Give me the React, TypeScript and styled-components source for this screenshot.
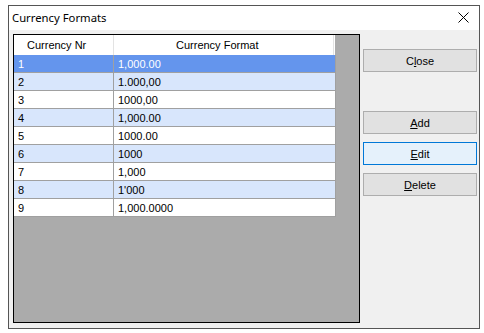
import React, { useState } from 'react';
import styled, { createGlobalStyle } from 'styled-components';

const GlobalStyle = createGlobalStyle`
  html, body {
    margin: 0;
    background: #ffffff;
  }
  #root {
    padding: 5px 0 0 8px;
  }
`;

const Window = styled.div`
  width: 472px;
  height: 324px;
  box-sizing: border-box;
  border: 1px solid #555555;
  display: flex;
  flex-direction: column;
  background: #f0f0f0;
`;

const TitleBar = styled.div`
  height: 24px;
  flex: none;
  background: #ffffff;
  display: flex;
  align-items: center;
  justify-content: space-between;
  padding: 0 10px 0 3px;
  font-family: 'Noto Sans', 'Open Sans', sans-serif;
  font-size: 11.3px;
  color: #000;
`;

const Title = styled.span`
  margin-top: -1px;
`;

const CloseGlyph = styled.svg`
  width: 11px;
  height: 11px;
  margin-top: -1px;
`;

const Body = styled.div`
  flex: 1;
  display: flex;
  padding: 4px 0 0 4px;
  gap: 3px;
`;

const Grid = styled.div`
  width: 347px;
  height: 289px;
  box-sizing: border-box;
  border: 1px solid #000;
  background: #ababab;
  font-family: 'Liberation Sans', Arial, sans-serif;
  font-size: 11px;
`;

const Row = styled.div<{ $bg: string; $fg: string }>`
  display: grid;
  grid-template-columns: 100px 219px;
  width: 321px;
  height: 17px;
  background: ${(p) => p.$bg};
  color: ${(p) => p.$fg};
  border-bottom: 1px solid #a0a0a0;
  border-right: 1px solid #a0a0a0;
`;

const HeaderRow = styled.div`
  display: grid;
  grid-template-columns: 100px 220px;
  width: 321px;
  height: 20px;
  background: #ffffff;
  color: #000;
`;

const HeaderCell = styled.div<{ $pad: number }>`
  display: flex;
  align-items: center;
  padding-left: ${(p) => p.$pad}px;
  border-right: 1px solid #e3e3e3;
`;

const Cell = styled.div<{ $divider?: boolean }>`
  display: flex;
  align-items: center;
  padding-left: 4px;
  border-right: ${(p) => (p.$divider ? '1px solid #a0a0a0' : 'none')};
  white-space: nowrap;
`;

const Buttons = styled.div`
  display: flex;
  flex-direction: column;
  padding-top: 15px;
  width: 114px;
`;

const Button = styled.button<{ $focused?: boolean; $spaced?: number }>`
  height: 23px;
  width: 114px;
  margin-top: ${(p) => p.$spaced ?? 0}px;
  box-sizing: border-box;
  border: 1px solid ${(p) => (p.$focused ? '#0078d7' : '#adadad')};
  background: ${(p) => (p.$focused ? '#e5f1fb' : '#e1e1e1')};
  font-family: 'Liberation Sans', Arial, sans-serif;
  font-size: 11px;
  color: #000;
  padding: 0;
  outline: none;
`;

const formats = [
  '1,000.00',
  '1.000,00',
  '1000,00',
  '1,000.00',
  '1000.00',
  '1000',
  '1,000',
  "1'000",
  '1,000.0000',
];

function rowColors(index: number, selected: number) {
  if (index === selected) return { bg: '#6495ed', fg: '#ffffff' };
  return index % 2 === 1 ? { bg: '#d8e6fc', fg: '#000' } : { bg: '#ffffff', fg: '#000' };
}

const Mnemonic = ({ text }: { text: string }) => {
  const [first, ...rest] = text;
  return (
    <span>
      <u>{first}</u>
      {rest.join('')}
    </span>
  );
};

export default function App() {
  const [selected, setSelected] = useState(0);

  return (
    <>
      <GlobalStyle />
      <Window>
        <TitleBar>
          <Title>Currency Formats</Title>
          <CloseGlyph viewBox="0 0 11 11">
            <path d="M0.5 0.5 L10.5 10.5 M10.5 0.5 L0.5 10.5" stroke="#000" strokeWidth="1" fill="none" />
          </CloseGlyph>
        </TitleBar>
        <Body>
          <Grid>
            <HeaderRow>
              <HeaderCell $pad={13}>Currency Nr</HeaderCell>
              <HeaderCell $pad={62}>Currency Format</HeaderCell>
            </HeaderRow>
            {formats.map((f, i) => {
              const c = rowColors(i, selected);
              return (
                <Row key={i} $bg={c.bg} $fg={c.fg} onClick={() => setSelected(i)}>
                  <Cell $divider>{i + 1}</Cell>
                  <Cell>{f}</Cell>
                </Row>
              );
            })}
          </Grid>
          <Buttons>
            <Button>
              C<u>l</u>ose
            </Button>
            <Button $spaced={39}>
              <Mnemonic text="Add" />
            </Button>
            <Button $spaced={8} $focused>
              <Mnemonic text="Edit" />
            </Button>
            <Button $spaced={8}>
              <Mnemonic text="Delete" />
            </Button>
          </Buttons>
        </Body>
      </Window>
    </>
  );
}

- _Task prompt_
Reply with the number of lines in the data that include the string "React" and nothing else.

- _Task result_
2